### Set exercise
In the entries below, find every line holding the string "styles" and collect it.

### Raw records
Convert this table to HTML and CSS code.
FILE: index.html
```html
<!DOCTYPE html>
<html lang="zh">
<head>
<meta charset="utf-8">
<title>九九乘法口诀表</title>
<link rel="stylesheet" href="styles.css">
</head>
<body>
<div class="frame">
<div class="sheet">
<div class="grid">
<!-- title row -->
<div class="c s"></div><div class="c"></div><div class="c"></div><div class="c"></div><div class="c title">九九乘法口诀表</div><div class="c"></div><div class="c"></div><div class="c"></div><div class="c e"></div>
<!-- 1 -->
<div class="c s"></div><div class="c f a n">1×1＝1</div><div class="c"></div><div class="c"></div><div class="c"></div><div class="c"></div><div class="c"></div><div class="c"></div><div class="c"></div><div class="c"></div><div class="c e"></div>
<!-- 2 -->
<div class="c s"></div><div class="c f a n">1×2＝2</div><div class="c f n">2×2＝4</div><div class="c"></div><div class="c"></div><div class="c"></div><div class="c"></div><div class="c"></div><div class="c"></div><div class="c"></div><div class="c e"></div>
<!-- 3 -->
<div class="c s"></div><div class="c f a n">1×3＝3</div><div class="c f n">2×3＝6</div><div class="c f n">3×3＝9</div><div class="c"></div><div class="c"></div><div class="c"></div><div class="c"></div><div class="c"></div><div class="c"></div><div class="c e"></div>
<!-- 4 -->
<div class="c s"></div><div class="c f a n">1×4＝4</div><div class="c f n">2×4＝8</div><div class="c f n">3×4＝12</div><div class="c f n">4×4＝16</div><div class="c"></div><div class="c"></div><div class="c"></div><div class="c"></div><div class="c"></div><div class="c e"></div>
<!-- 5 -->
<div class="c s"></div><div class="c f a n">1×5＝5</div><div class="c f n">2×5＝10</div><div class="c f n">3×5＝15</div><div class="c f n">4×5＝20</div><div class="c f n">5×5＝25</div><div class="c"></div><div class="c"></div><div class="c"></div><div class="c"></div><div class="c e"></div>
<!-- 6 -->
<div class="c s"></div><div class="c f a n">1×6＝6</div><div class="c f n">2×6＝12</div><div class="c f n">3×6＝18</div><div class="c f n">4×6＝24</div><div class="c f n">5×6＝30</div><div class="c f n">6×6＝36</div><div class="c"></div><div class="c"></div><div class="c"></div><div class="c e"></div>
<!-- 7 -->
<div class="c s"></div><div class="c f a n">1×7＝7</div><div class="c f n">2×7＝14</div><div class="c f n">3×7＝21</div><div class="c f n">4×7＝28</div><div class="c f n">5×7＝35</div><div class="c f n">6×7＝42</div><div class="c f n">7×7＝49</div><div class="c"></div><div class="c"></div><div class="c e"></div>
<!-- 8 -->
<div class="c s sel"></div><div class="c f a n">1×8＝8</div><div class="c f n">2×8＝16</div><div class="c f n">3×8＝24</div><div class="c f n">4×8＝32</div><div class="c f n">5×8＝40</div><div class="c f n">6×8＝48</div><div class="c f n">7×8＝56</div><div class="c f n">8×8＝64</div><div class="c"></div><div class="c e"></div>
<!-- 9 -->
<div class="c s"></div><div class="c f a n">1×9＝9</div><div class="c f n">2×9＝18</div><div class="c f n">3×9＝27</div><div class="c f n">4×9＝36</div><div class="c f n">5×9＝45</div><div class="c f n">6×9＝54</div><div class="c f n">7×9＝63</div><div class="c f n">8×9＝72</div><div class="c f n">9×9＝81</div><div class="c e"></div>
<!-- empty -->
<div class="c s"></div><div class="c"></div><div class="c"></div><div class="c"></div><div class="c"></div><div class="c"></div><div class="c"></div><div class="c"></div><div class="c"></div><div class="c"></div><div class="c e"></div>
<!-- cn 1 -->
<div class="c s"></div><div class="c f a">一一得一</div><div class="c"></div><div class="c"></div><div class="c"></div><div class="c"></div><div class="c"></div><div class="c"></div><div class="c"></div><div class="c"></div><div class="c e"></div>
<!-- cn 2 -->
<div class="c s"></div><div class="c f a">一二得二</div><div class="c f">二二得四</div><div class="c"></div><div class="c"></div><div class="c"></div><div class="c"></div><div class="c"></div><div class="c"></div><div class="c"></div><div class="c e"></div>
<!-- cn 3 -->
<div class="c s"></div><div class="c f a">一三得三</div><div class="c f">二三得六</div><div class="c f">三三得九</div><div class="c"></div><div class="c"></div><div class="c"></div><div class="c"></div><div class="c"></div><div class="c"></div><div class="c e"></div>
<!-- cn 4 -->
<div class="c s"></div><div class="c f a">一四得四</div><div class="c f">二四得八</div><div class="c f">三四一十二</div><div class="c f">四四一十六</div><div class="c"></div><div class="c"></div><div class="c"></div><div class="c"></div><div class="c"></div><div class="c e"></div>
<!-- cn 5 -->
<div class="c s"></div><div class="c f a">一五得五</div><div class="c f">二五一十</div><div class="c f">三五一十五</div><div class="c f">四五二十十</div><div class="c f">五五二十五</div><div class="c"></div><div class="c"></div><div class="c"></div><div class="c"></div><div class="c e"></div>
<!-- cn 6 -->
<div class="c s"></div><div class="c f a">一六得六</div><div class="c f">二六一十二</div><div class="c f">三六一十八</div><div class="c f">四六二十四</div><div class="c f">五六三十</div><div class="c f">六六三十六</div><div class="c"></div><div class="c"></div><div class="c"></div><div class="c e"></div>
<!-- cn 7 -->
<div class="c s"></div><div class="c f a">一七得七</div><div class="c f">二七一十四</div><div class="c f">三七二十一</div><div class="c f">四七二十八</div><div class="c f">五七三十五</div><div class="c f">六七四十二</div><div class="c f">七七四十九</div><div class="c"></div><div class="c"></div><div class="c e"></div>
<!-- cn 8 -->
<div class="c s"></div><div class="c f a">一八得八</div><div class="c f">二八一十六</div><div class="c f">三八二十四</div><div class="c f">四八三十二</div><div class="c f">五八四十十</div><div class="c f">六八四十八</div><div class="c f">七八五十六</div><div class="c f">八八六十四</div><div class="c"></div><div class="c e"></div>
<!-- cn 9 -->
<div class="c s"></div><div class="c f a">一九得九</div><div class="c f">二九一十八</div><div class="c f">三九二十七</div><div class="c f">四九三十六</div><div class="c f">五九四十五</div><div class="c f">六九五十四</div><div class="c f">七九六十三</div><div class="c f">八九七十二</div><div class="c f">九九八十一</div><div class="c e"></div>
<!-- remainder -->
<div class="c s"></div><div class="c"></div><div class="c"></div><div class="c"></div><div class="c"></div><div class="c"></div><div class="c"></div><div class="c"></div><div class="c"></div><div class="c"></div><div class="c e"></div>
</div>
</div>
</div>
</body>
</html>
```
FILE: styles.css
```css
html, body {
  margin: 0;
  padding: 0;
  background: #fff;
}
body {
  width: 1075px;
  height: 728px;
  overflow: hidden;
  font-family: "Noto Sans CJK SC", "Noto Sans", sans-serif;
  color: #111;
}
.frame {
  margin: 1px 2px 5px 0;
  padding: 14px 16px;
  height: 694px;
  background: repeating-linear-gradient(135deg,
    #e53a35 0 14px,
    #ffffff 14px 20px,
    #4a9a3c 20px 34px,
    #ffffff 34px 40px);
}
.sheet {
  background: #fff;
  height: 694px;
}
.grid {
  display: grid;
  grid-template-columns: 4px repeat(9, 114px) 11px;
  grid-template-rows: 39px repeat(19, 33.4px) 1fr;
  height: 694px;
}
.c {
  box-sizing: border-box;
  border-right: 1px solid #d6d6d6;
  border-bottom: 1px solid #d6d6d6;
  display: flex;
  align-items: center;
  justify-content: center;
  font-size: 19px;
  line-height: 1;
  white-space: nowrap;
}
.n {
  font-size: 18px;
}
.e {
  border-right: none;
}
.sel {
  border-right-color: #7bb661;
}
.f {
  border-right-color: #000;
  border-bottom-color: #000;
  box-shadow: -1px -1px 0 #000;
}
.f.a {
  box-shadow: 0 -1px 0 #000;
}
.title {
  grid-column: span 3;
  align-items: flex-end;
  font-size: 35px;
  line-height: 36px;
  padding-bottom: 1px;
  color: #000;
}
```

--

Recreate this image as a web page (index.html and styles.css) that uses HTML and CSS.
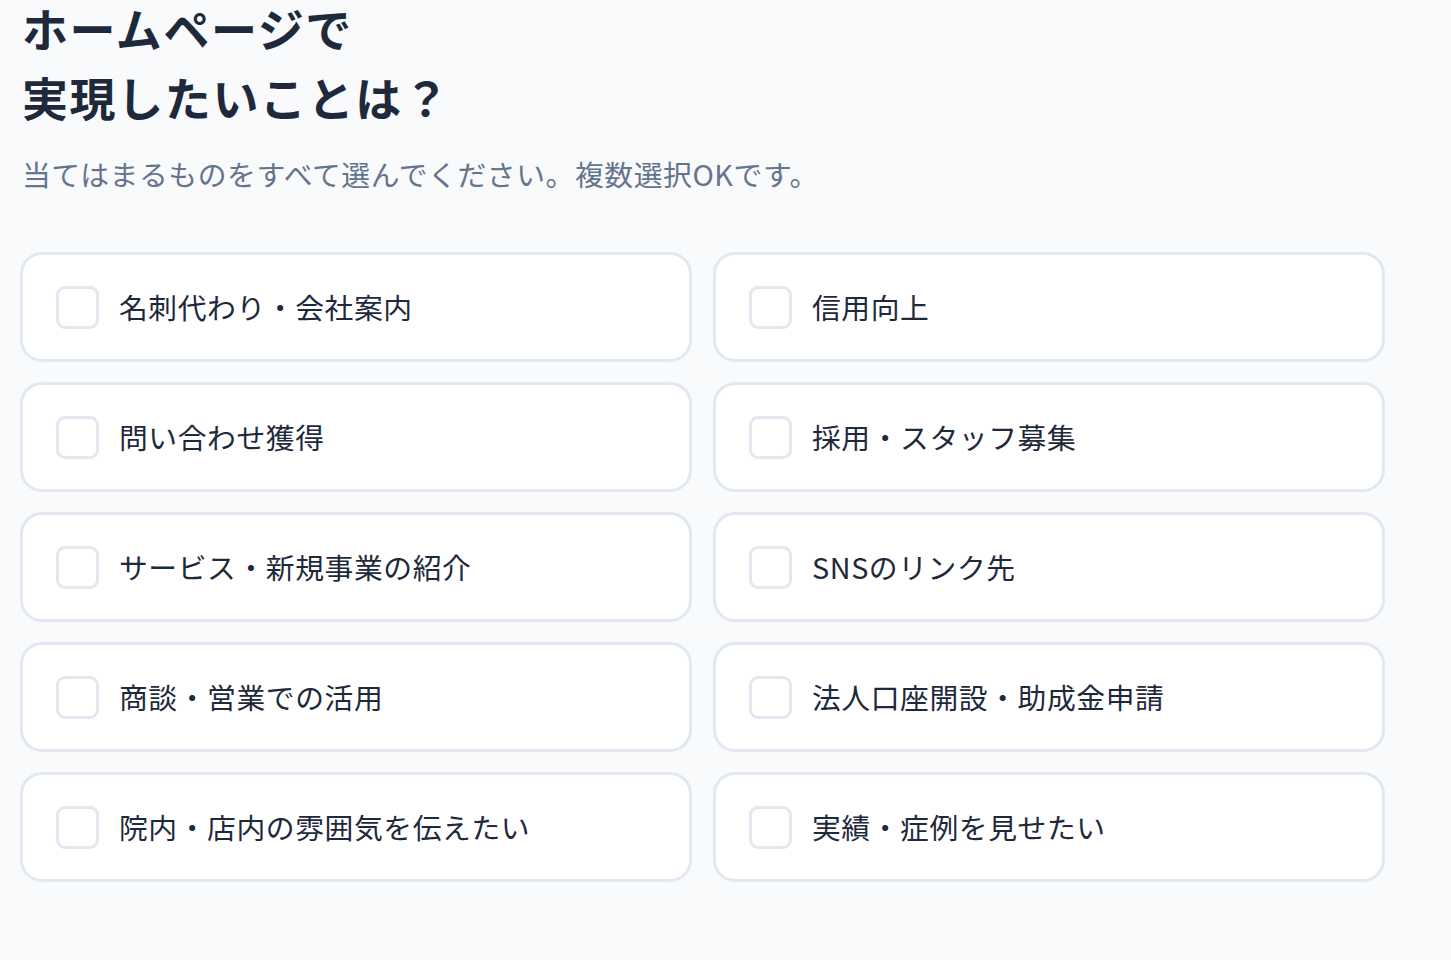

### Solution for this problem
<link rel="stylesheet" href="styles.css">
FILE: styles.css
Recreate this image as a web page (index.html and styles.css) that uses HTML and CSS.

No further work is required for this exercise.